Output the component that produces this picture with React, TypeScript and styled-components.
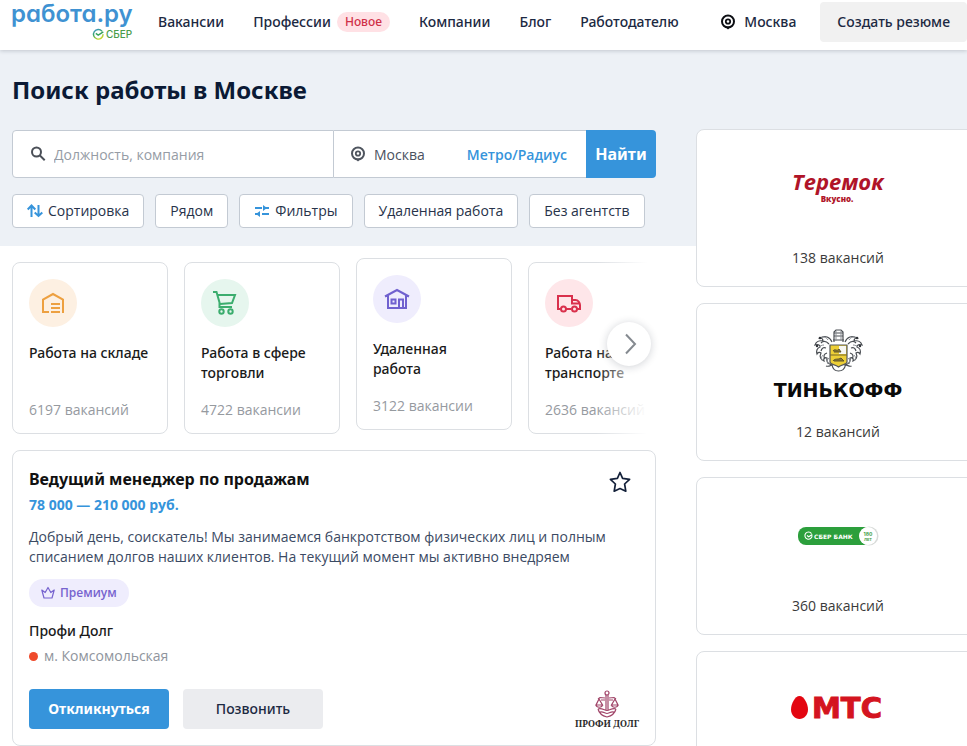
import React from "react";
import styled, { createGlobalStyle, css } from "styled-components";

const accentFont = `"Noto Sans", "Open Sans", sans-serif`;

const GlobalStyle = createGlobalStyle`
  *, *::before, *::after { box-sizing: border-box; }
  body {
    margin: 0;
    background: #ffffff;
    color: #0b1a35;
    font-family: "Open Sans", "Noto Sans", sans-serif;
    font-size: 14px;
    line-height: 20px;
  }
  h1, h2, h3, p, ul { margin: 0; padding: 0; }
  ul { list-style: none; }
  a { color: inherit; text-decoration: none; }
  button, input { font: inherit; color: inherit; }
  svg { display: block; flex-shrink: 0; overflow: visible; }
`;

const Page = styled.div`
  height: 100vh;
  overflow: hidden;
`;

const Header = styled.header`
  position: relative;
  z-index: 3;
  display: flex;
  align-items: center;
  padding: 2px 0 8px 12px;
  background: #ffffff;
  box-shadow: 0 1px 4px rgba(20, 30, 50, 0.2);
  color: #1c2942;
  font-family: ${accentFont};
  font-weight: 500;
`;

const LogoLink = styled.a`
  margin-right: 22px;
`;

const Nav = styled.nav`
  flex: 1;
  display: flex;
  align-items: center;
  gap: 29px;
`;

const NavLink = styled.a`
  display: flex;
  align-items: center;
  gap: 6px;
  white-space: nowrap;
`;

const NewBadge = styled.span`
  padding: 0 8px;
  border-radius: 10px;
  background: #ffe1e5;
  color: #cf3048;
  font-size: 12px;
  line-height: 20px;
`;

const CityLink = styled.a`
  display: flex;
  align-items: center;
  gap: 8px;
  margin-right: 24px;
`;

const ResumeButton = styled.button`
  height: 40px;
  padding: 0 17px;
  border: 0;
  border-radius: 4px;
  background: #f1f1f1;
  white-space: nowrap;
`;

const Layout = styled.div`
  display: grid;
  grid-template-columns: minmax(696px, 1fr) 284px;
  grid-template-rows: auto 1fr;
`;

const HeroBand = styled.section`
  grid-column: 1 / -1;
  grid-row: 1;
  display: grid;
  grid-template-columns: subgrid;
  background: #edf1f6;
`;

const HeroContent = styled.div`
  padding: 24px 40px 18px 12px;
`;

const Title = styled.h1`
  font-family: ${accentFont};
  font-size: 24px;
  line-height: 32px;
  font-weight: 700;
`;

const SearchForm = styled.form`
  display: flex;
  height: 48px;
  margin-top: 24px;
`;

const SearchField = styled.label`
  flex: 1;
  display: flex;
  align-items: center;
  gap: 8px;
  padding: 0 17px;
  border: 1px solid #c3cad3;
  border-radius: 4px 0 0 4px;
  background: #ffffff;
`;

const SearchInput = styled.input`
  flex: 1;
  min-width: 0;
  padding: 2px 0 0;
  border: 0;
  outline: 0;
  background: transparent;
  &::placeholder { color: #969ca5; opacity: 1; }
`;

const PlaceField = styled.div`
  display: flex;
  align-items: center;
  width: 252px;
  padding: 0 19px 0 16px;
  border: solid #c3cad3;
  border-width: 1px 0;
  background: #ffffff;
`;

const PlaceInput = styled.input`
  flex: 1;
  min-width: 0;
  padding: 2px 0 0;
  margin-left: 8px;
  border: 0;
  outline: 0;
  background: transparent;
  color: #4a5160;
`;

const MetroButton = styled.button`
  padding: 2px 0 0;
  border: 0;
  background: transparent;
  color: #3694db;
  font-weight: 600;
`;

const FindButton = styled.button`
  width: 70px;
  padding: 0;
  border: 0;
  border-radius: 0 4px 4px 0;
  background: #3694db;
  color: #ffffff;
  font-family: ${accentFont};
  font-size: 16px;
  font-weight: 700;
`;

const Filters = styled.div`
  display: flex;
  gap: 11px;
  margin-top: 16px;
`;

const FilterButton = styled.button`
  display: flex;
  align-items: center;
  gap: 5px;
  height: 34px;
  padding: 0 14px;
  border: 1px solid #c3cad3;
  border-radius: 4px;
  background: #ffffff;
  color: #27334a;
  white-space: nowrap;
`;

const Main = styled.main`
  grid-column: 1;
  grid-row: 2;
  min-width: 0;
  padding: 16px 40px 16px 12px;
`;

const Carousel = styled.div`
  position: relative;
`;

const CategoryList = styled.ul`
  display: flex;
  gap: 16px;
  margin: -16px 0 0;
  padding: 16px 0;
  overflow: hidden;
`;

const CategoryCard = styled.li<{ $raised?: boolean }>`
  flex: 0 0 156px;
  height: 172px;
  padding: 16px 0 13px 16px;
  border: 1px solid #dcdfe3;
  border-radius: 8px;
  background: #ffffff;
  ${(p) => p.$raised && css`transform: translateY(-4px);`}
`;

const CategoryLink = styled.a`
  display: flex;
  flex-direction: column;
  height: 100%;
`;

const CategoryIcon = styled.span<{ $tint: string }>`
  display: flex;
  align-items: center;
  justify-content: center;
  width: 48px;
  height: 48px;
  border-radius: 50%;
  background: ${(p) => p.$tint};
`;

const CategoryName = styled.h3`
  flex: 1;
  margin-top: 16px;
  max-width: 124px;
  color: #1a1a1a;
  font-family: ${accentFont};
  font-size: 14px;
  line-height: 20px;
  font-weight: 500;
`;

const CategoryCount = styled.span`
  color: #969a9f;
  white-space: nowrap;
`;

const Fade = styled.div`
  position: absolute;
  top: 0;
  right: 0;
  bottom: 0;
  width: 60px;
  background: linear-gradient(to right, rgba(255, 255, 255, 0), #ffffff 85%);
  pointer-events: none;
`;

const NextButton = styled.button`
  position: absolute;
  top: 76px;
  right: 5px;
  display: flex;
  align-items: center;
  justify-content: center;
  width: 44px;
  height: 44px;
  padding: 0;
  border: 0;
  border-radius: 50%;
  background: #ffffff;
  box-shadow: 0 1px 8px rgba(20, 30, 50, 0.2);
`;

const Vacancy = styled.article`
  padding: 16px;
  border: 1px solid #dcdfe3;
  border-radius: 8px;
  background: #ffffff;
`;

const VacancyHead = styled.div`
  display: flex;
  justify-content: space-between;
  align-items: flex-start;
`;

const VacancyTitle = styled.h2`
  color: #111111;
  font-family: ${accentFont};
  font-size: 16px;
  line-height: 24px;
  font-weight: 700;
`;

const StarButton = styled.button`
  margin: 4px 8px 0 0;
  padding: 0;
  border: 0;
  background: transparent;
`;

const Salary = styled.p`
  color: #3694db;
  font-weight: 700;
  line-height: 24px;
`;

const Description = styled.p`
  margin-top: 10px;
  padding-right: 32px;
  color: #3b4a63;
`;

const Premium = styled.span`
  display: inline-flex;
  align-items: center;
  gap: 5px;
  height: 28px;
  margin-top: 12px;
  padding: 0 12px;
  border-radius: 14px;
  background: #efedfd;
  color: #7764cf;
  font-size: 12px;
  font-weight: 600;
`;

const Company = styled.p`
  margin-top: 14px;
  color: #1a1a1a;
  font-family: ${accentFont};
  font-weight: 500;
`;

const Metro = styled.p`
  display: flex;
  align-items: center;
  gap: 6px;
  margin-top: 5px;
  color: #8f959d;
  &::before {
    content: "";
    width: 9px;
    height: 9px;
    border-radius: 50%;
    background: #ef4a2b;
  }
`;

const Actions = styled.div`
  display: flex;
  align-items: flex-end;
  gap: 14px;
  margin-top: 23px;
`;

const ActionButton = styled.button<{ $primary?: boolean }>`
  width: 140px;
  height: 40px;
  padding: 0;
  border: 0;
  border-radius: 4px;
  background: ${(p) => (p.$primary ? "#3694db" : "#ebecef")};
  color: ${(p) => (p.$primary ? "#ffffff" : "#1c2942")};
  font-family: ${accentFont};
  font-weight: ${(p) => (p.$primary ? 700 : 500)};
`;

const CompanyMark = styled.div`
  display: flex;
  flex-direction: column;
  align-items: center;
  margin-left: auto;
  color: #2c2c2c;
  font-family: "Noto Serif", "Liberation Serif", serif;
  font-size: 9px;
  line-height: 11px;
  font-weight: 700;
`;

const Side = styled.aside`
  grid-column: 2;
  grid-row: 1 / 3;
  display: flex;
  flex-direction: column;
  gap: 16px;
  padding-top: 79px;
`;

const Employer = styled.a`
  display: flex;
  flex-direction: column;
  align-items: center;
  gap: 18px;
  min-height: 158px;
  padding: 16px 16px 18px;
  border: 1px solid #dcdfe3;
  border-radius: 8px;
  background: #ffffff;
  color: #3a3a3a;
`;

const EmployerLogo = styled.span`
  height: 84px;
  display: flex;
  align-items: center;
`;

const RoundWordmark = styled.text`
  font-family: Inter, sans-serif;
  font-size: 24px;
  font-weight: 600;
  font-feature-settings: "cv11" 1;
`;

const RabotaLogo = () => (
  <svg width="124" height="40" viewBox="0 0 124 40" role="img" aria-label="работа.ру">
    <RoundWordmark x="-1" y="20" fill="#3f92d2">работа.ру</RoundWordmark>
    <defs>
      <linearGradient id="sber" x1="0" y1="0" x2="0.5" y2="1">
        <stop offset="0" stopColor="#3b8fd6" />
        <stop offset="0.45" stopColor="#3aa76a" />
        <stop offset="1" stopColor="#c5d62d" />
      </linearGradient>
    </defs>
    <path d="M90 29.200a4.800 4.800 0 1 0 1.100 3" fill="none" stroke="url(#sber)" strokeWidth="1.400" />
    <path d="m83.800 31.400 2.400 1.700 5.100-3.200" fill="none" stroke="#35a05a" strokeWidth="1.400" />
    <text x="94" y="36" fill="#4b9d4a" fontFamily="Inter, sans-serif" fontSize="10" fontWeight="500">СБЕР</text>
  </svg>
);

const PinIcon = ({ color }: { color: string }) => (
  <svg width="16" height="16" viewBox="0 0 16 16" aria-hidden="true">
    <path d="M5 12.500h6l-3 3Z" fill={color} />
    <circle cx="8" cy="7.500" r="6" fill="none" stroke={color} strokeWidth="2" />
    <circle cx="8" cy="7.500" r="2.200" fill="none" stroke={color} strokeWidth="1.800" />
  </svg>
);

const SearchIcon = () => (
  <svg width="16" height="16" viewBox="0 0 16 16" fill="none" stroke="#4b5058" strokeWidth="2" aria-hidden="true">
    <circle cx="6.500" cy="6" r="4.500" />
    <path d="m9.700 9.200 5 5" />
  </svg>
);

const SortIcon = () => (
  <svg width="16" height="14" viewBox="0 0 16 14" fill="none" stroke="#3694db" strokeWidth="2" aria-hidden="true">
    <path d="M4.500 13V2M.700 5.500l3.800-4 3.800 4M11.500 1v11M7.700 8.500l3.800 3.500 3.800-3.500" />
  </svg>
);

const TuneIcon = () => (
  <svg width="16" height="14" viewBox="0 0 16 14" aria-hidden="true">
    <g stroke="#3694db" strokeWidth="2" fill="none">
      <path d="M1 4h7M9 4h6M1 10h4M8 10h7" />
    </g>
    <path d="M9 1v6l4-3ZM6 7v6l-4-3Z" fill="#3694db" />
  </svg>
);

const WarehouseIcon = () => (
  <svg width="24" height="24" viewBox="0 0 24 24" fill="none" stroke="#eda040" strokeWidth="2" aria-hidden="true">
    <path d="M8 21H2V8.500L12 3l10 5.500V22M10 13h9M10 17h9M10 21h9" />
  </svg>
);

const CartIcon = () => (
  <svg width="26" height="26" viewBox="0 0 26 26" fill="none" stroke="#3bad6e" strokeWidth="2" aria-hidden="true">
    <path d="M1 2h3.500l3 10.500v4.500H20M5.500 5H23l-3 8-12 1" />
    <circle cx="9.500" cy="21.500" r="2.200" />
    <circle cx="18.500" cy="21.500" r="2.200" />
  </svg>
);

const HouseIcon = () => (
  <svg width="24" height="24" viewBox="0 0 24 24" fill="none" stroke="#7061cf" strokeWidth="2" aria-hidden="true">
    <path d="M0 9.500 12 3l12 6.500M3 8.500V21h18V8.500M6.500 12.500h4v4h-4zM14 21v-8.500h4V21" />
  </svg>
);

const TruckIcon = () => (
  <svg width="26" height="24" viewBox="0 0 26 24" fill="none" stroke="#d9304c" strokeWidth="2" aria-hidden="true">
    <path d="M4.500 18H2V5h14v4M10 18h5M16 9h3.500c2.500 0 4.500 2.500 4.500 5v4h-3M16 9v3.500h7.500" />
    <circle cx="7.500" cy="18" r="2.500" />
    <circle cx="18.500" cy="18" r="2.500" />
  </svg>
);

const ProfiIcon = () => (
  <svg width="24" height="28" viewBox="0 0 24 28" fill="none" stroke="#a04468" strokeWidth="1.200" aria-hidden="true">
    <circle cx="12" cy="3" r="2" />
    <path d="M11 5v15M13 5v15M10 8 5 7.500 3 9M14 8l5-.500L21 9M10 10H6M14 10h4M4 9l-3 6h6.500ZM20 9l-3.500 6H23ZM1 15c.5 3 6 3 6.500 0M16.500 15c.5 3 6 3 6.500 0M3 19c4-1.500 6 1.500 9 1.500s5-3 9-1.500M5 22c3-1 5 1.500 7 1.500s4-2.500 7-1.500M3 19c1 4 5 7 9 8 4-1 8-4 9-8" />
  </svg>
);

const TeremokLogo = () => (
  <svg width="100" height="36" viewBox="0 0 100 36" role="img" aria-label="Теремок">
    <text x="50" y="20" textAnchor="middle" fill="#b01428" fontFamily="Open Sans, sans-serif" fontSize="22" fontStyle="italic" fontWeight="700">Теремок</text>
    <text x="49" y="32" textAnchor="middle" fill="#b01428" fontFamily="Open Sans, sans-serif" fontSize="8" fontWeight="800">Вкусно.</text>
  </svg>
);

const TinkoffLogo = () => (
  <svg width="132" height="72" viewBox="0 -2 132 72" role="img" aria-label="Тинькофф">
    <g fill="none" stroke="#4b4f54" strokeWidth="1.200">
      <path d="M62 14V4l2-2h5l2 2v10M62 5h9M62 8h9M61 12h11" />
      <path d="M60 14c-2-5-7-7-12-4 2 0 3 1 3 3-4-1-7 1-8 4 3-1 5 0 5 2-3 1-4 4-3 7 1-2 3-2 4-1-2 4 0 7 3 8-1-3 1-4 3-3-1 5 3 7 6 7M73 14c2-5 7-7 12-4-2 0-3 1-3 3 4-1 7 1 8 4-3-1-5 0-5 2 3 1 4 4 3 7-1-2-3-2-4-1 2 4 0 7-3 8 1-3-1-4-3-3 1 5-3 7-6 7" />
      <path d="M57 16c-3-3-6-3-8-1M54 20c-3-1-4 0-5 3M55 25c-3 1-4 3-2 6M76 16c3-3 6-3 8-1M79 20c3-1 4 0 5 3M78 25c3 1 4 3 2 6" />
      <path d="M54 38c3 1 5-1 6-1 1 5 4 6 6.500 6s6-1 7-6c2 0 4 2 6 1" />
    </g>
    <g stroke="#8b8f94" fill="none"><path d="M56 12c-2-3-5-4-7-2M52 17c-2 0-4 1-5 2M51 27c-2 2-2 4 0 6M57 30c-2 1-2 4-1 6M77 12c2-3 5-4 7-2M81 17c2 0 4 1 5 2M82 27c2 2 2 4 0 6M76 30c2 1 2 4 1 6M64 3v10M69 3v10" /></g>
    <g fill="#303338"><circle cx="48" cy="10" r="1.300" /><circle cx="85" cy="10" r="1.300" /><circle cx="45" cy="18" r="1.200" /><circle cx="88" cy="18" r="1.200" /></g>
    <path d="M58 17h17v17c0 3-5 2-8.500 5-3.500-3-8.500-2-8.500-5Z" fill="#edcf36" stroke="#55585a" strokeWidth="1.200" />
    <path d="M67 18h7v8h-7z" fill="#f7f7f2" />
    <path d="M58 27h17" stroke="#77672b" />
    <path d="M61 23c2-3 4 1 6-2l2 3h-7M61 33c2-3 5-1 8-3l3 3H62" fill="#8c7a2e" stroke="#5e5429" />
    <text x="66" y="69" textAnchor="middle" fill="#0a0a0a" fontFamily="DejaVu Sans, sans-serif" fontSize="19" fontWeight="700">ТИНЬКОФФ</text>
  </svg>
);

const SberLogo = () => (
  <svg width="82" height="22" viewBox="0 0 82 22" role="img" aria-label="Сбербанк">
    <rect x="1" y="2" width="76" height="18" rx="8" fill="#2c9f3c" />
    <circle cx="72" cy="11" r="9.500" fill="#d8dbd9" />
    <circle cx="71" cy="11" r="9" fill="#ffffff" />
    <path d="M14.500 8.600a3.600 3.600 0 1 0 .6 2M10 10.500l1.700 1.300 3.600-2.300" fill="none" stroke="#ffffff" strokeWidth="1.100" />
    <text x="17" y="13.500" fill="#ffffff" fontFamily="DejaVu Sans, sans-serif" fontSize="6" fontWeight="700">СБЕР БАНК</text>
    <text x="71" y="11" textAnchor="middle" fill="#43a047" fontFamily="Inter, sans-serif" fontSize="5" fontWeight="700">180</text>
    <text x="71" y="16" textAnchor="middle" fill="#43a047" fontFamily="Inter, sans-serif" fontSize="4" fontWeight="700">ЛЕТ</text>
  </svg>
);

const MtsLogo = () => (
  <svg width="96" height="36" viewBox="0 2 96 36" role="img" aria-label="МТС">
    <path d="M9.500 6C14 6 18 14 18 19.500S14 29 9.500 29 1 25 1 19.500 5 6 9.500 6Z" fill="#e30611" />
    <text x="22" y="28" fill="#d41420" stroke="#d41420" strokeWidth="1" fontFamily="DejaVu Sans, sans-serif" fontSize="29" fontWeight="700">МТС</text>
  </svg>
);

const categories = [
  { name: "Работа на складе", count: "6197 вакансий", tint: "#fdf0e2", Icon: WarehouseIcon },
  { name: "Работа в сфере торговли", count: "4722 вакансии", tint: "#e6f6ee", Icon: CartIcon },
  { name: "Удаленная работа", count: "3122 вакансии", tint: "#efedfd", Icon: HouseIcon, raised: true },
  { name: "Работа на транспорте", count: "2636 вакансий", tint: "#fee6e9", Icon: TruckIcon },
];

const employers = [
  { id: "teremok", count: "138 вакансий", Logo: TeremokLogo },
  { id: "tinkoff", count: "12 вакансий", Logo: TinkoffLogo },
  { id: "sber", count: "360 вакансий", Logo: SberLogo },
  { id: "mts", count: "", Logo: MtsLogo },
];

export default function App() {
  return (
    <Page>
      <GlobalStyle />
      <Header>
        <LogoLink href="#"><RabotaLogo /></LogoLink>
        <Nav>
          <NavLink href="#">Вакансии</NavLink>
          <NavLink href="#">Профессии <NewBadge>Новое</NewBadge></NavLink>
          <NavLink href="#">Компании</NavLink>
          <NavLink href="#">Блог</NavLink>
          <NavLink href="#">Работодателю</NavLink>
        </Nav>
        <CityLink href="#"><PinIcon color="#0d0f14" />Москва</CityLink>
        <ResumeButton type="button">Создать резюме</ResumeButton>
      </Header>
      <Layout>
        <HeroBand>
          <HeroContent>
            <Title>Поиск работы в Москве</Title>
            <SearchForm onSubmit={(e) => e.preventDefault()}>
              <SearchField>
                <SearchIcon />
                <SearchInput type="text" placeholder="Должность, компания" aria-label="Должность, компания" />
              </SearchField>
              <PlaceField>
                <PinIcon color="#4f555f" />
                <PlaceInput type="text" defaultValue="Москва" aria-label="Город" />
                <MetroButton type="button">Метро/Радиус</MetroButton>
              </PlaceField>
              <FindButton type="submit">Найти</FindButton>
            </SearchForm>
            <Filters>
              <FilterButton type="button"><SortIcon />Сортировка</FilterButton>
              <FilterButton type="button">Рядом</FilterButton>
              <FilterButton type="button"><TuneIcon />Фильтры</FilterButton>
              <FilterButton type="button">Удаленная работа</FilterButton>
              <FilterButton type="button">Без агентств</FilterButton>
            </Filters>
          </HeroContent>
        </HeroBand>
        <Main>
          <Carousel>
            <CategoryList>
              {categories.map(({ name, count, tint, Icon, raised }) => (
                <CategoryCard key={name} $raised={raised}>
                  <CategoryLink href="#">
                    <CategoryIcon $tint={tint}><Icon /></CategoryIcon>
                    <CategoryName>{name}</CategoryName>
                    <CategoryCount>{count}</CategoryCount>
                  </CategoryLink>
                </CategoryCard>
              ))}
            </CategoryList>
            <Fade />
            <NextButton type="button" aria-label="Далее">
              <svg width="24" height="24" viewBox="0 0 24 24" fill="none" stroke="#858a90" strokeWidth="2"><path d="m9 2.500 9 9.500-9 9.500" /></svg>
            </NextButton>
          </Carousel>
          <Vacancy>
            <VacancyHead>
              <VacancyTitle>Ведущий менеджер по продажам</VacancyTitle>
              <StarButton type="button" aria-label="В избранное">
                <svg width="22" height="22" viewBox="0 0 22 22" fill="none" stroke="#14213a" strokeWidth="1.700" strokeLinejoin="round"><path d="m11 1.500 2.600 5.900 7 .900-5 4.700 1.200 7.200L11 17.500l-5.800 2.700L6.400 13l-5-4.700 7-.900Z" /></svg>
              </StarButton>
            </VacancyHead>
            <Salary>78 000 — 210 000 руб.</Salary>
            <Description>Добрый день, соискатель! Мы занимаемся банкротством физических лиц и полным списанием долгов наших клиентов. На текущий момент мы активно внедряем</Description>
            <Premium>
              <svg width="14" height="14" viewBox="0 0 14 14" fill="none" stroke="#7764cf" strokeWidth="1.200" strokeLinejoin="round" aria-hidden="true"><path d="M3 12 .800 4l3.400 2.500L7 1.500l2.800 5L13.200 4 11 12Z" /></svg>
              Премиум
            </Premium>
            <Company>Профи Долг</Company>
            <Metro>м. Комсомольская</Metro>
            <Actions>
              <ActionButton type="button" $primary>Откликнуться</ActionButton>
              <ActionButton type="button">Позвонить</ActionButton>
              <CompanyMark><ProfiIcon />ПРОФИ ДОЛГ</CompanyMark>
            </Actions>
          </Vacancy>
        </Main>
        <Side>
          {employers.map(({ id, count, Logo }) => (
            <Employer key={id} href="#">
              <EmployerLogo><Logo /></EmployerLogo>
              {count}
            </Employer>
          ))}
        </Side>
      </Layout>
    </Page>
  );
}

◆ DIRECTIONS ◆
Filter for "React". Return all lines that hold it.

◆ FINISHED TASK ◆
Output the component that produces this picture with React, TypeScript and styled-components.
import React from "react";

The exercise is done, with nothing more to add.